** Start RECORDS SHOWN **
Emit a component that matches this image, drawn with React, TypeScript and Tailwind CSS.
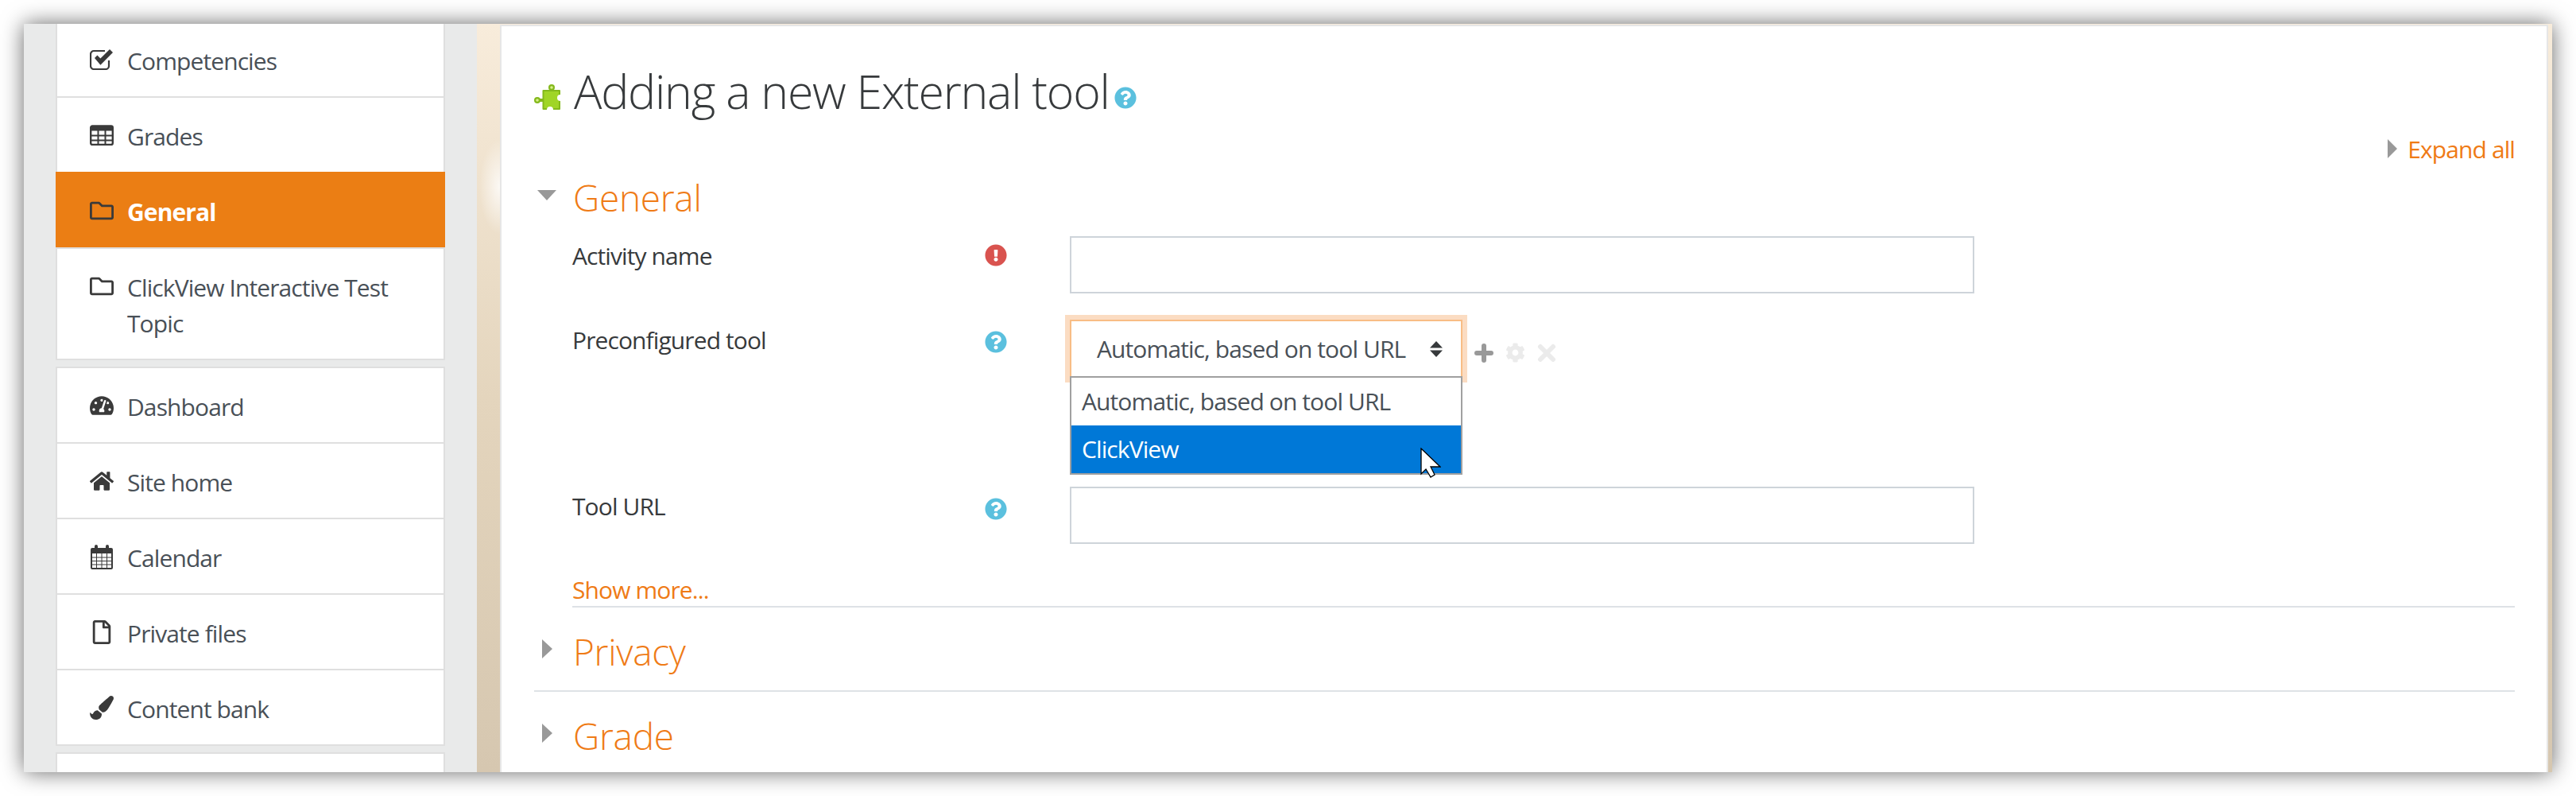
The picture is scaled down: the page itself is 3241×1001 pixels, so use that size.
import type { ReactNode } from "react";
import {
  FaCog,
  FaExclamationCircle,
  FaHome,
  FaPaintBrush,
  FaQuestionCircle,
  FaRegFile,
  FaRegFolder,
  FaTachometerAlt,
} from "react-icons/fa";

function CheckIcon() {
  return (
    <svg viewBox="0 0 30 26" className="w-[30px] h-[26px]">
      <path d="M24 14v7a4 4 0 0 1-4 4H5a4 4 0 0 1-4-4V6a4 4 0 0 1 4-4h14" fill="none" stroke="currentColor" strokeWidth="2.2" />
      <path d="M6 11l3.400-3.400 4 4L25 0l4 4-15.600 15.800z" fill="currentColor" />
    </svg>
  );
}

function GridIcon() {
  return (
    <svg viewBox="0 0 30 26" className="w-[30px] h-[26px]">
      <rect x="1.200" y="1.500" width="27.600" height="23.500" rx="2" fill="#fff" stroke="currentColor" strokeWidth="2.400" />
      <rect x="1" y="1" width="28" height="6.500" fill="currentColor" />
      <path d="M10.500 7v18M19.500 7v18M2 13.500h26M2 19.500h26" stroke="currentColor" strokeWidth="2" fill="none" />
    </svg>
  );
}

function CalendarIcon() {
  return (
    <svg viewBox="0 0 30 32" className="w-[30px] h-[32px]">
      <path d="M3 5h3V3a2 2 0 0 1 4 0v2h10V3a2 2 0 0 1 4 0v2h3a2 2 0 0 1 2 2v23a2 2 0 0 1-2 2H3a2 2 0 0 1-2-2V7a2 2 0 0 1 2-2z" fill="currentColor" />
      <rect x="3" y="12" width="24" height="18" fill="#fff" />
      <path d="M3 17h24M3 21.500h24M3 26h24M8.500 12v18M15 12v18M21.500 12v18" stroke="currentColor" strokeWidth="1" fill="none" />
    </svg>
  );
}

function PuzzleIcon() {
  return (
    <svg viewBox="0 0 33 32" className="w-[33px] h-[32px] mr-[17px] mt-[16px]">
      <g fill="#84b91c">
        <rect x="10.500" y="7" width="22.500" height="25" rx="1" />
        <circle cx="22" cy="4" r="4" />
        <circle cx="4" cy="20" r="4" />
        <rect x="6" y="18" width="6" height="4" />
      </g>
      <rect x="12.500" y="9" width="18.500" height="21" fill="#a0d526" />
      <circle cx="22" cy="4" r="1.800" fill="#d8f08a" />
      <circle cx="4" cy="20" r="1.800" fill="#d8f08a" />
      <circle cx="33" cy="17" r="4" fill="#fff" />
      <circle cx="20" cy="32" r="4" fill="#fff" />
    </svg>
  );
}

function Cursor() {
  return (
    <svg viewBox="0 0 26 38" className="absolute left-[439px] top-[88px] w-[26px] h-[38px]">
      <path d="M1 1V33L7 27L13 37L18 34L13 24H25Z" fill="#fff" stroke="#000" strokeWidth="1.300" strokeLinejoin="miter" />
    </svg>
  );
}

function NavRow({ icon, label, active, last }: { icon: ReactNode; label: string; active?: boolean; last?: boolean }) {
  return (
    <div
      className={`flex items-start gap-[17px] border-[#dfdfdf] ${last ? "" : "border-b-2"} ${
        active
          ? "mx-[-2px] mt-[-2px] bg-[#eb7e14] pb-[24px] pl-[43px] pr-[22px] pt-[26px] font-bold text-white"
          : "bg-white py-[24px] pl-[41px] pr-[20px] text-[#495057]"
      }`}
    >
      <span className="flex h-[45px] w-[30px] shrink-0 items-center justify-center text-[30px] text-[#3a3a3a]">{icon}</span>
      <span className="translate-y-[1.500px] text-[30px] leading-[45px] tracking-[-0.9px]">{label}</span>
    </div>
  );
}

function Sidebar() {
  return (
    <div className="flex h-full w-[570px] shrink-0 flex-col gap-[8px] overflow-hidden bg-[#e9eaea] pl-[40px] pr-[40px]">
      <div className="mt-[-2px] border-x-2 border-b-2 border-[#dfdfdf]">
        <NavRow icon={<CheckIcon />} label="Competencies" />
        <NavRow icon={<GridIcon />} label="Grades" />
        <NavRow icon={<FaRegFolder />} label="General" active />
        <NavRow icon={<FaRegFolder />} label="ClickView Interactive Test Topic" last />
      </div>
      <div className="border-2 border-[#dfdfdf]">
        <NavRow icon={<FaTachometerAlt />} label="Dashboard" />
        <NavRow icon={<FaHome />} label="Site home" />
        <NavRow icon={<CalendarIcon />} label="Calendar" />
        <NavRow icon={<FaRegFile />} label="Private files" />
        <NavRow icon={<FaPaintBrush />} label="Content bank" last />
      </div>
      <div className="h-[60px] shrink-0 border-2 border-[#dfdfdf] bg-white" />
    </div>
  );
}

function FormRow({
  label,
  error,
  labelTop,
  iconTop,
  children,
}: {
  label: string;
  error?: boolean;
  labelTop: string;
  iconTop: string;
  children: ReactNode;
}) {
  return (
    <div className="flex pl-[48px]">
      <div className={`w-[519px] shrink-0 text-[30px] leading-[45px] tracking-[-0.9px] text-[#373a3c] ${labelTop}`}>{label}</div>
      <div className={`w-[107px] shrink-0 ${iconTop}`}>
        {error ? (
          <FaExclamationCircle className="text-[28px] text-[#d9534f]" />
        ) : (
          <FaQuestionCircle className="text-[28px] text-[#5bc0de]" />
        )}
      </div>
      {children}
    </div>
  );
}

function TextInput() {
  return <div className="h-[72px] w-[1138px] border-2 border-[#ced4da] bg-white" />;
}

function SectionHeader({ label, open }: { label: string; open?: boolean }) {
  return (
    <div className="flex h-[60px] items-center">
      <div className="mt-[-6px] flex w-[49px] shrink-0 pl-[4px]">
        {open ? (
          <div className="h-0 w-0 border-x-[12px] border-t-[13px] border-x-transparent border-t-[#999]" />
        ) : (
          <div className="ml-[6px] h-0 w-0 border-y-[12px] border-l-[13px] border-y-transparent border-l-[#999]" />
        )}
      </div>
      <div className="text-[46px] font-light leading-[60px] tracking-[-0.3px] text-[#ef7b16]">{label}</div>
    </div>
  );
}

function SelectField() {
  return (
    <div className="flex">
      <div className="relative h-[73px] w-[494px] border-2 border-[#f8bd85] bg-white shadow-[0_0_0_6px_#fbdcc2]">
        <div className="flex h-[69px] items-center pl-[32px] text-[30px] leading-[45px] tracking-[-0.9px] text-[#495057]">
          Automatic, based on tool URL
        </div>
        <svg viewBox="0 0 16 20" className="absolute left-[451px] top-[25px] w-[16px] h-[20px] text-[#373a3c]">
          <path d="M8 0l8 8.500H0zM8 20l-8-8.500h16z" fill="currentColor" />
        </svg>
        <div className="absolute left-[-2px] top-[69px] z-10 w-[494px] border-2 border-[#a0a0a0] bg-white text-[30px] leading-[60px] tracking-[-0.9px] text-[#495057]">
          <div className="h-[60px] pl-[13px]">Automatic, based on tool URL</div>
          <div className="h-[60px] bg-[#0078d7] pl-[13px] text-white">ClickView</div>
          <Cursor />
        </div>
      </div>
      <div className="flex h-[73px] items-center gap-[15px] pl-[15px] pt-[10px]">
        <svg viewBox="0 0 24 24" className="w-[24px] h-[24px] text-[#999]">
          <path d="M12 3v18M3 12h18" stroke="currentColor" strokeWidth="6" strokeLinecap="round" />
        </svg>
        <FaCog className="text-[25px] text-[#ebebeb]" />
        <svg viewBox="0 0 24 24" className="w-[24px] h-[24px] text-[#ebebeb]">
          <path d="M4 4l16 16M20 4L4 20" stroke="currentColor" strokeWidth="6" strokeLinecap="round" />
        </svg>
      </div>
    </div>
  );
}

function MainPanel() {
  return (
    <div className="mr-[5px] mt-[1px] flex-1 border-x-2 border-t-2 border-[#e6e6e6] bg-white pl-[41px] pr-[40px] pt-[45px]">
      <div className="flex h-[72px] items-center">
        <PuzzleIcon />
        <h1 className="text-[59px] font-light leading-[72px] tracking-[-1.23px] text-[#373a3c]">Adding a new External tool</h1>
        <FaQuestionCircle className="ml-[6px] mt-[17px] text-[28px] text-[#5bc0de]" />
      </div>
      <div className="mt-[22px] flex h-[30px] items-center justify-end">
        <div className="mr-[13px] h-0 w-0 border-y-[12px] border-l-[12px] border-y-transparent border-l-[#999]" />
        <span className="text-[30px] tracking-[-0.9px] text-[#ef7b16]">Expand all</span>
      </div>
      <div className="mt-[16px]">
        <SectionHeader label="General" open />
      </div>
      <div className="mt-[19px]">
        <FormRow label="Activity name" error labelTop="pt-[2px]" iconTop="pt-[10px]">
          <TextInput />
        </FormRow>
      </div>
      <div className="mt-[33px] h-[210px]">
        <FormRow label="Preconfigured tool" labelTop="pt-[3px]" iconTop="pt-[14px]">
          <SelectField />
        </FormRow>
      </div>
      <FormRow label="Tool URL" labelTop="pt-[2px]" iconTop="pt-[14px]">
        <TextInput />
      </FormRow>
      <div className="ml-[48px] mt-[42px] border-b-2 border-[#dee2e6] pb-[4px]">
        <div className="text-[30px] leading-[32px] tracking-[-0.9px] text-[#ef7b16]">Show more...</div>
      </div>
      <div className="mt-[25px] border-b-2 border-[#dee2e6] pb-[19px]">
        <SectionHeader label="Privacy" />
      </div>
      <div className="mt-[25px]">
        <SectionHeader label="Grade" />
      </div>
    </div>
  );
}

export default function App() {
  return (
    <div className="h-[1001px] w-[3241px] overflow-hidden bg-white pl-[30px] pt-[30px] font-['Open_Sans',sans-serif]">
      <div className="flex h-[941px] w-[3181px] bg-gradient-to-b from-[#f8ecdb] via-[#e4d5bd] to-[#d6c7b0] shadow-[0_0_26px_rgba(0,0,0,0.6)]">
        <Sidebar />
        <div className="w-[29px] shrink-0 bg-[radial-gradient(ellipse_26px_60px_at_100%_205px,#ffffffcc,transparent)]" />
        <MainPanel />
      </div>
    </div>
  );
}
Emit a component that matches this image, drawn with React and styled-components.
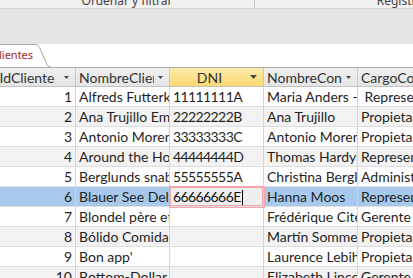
** End RECORDS SHOWN **
▶ [JOB]:
Copy, from the material above, each line in which the string "matches" occurs.

▶ [RESPONSE TO THIS EXERCISE]:
Emit a component that matches this image, drawn with React, TypeScript and Tailwind CSS.
Emit a component that matches this image, drawn with React and styled-components.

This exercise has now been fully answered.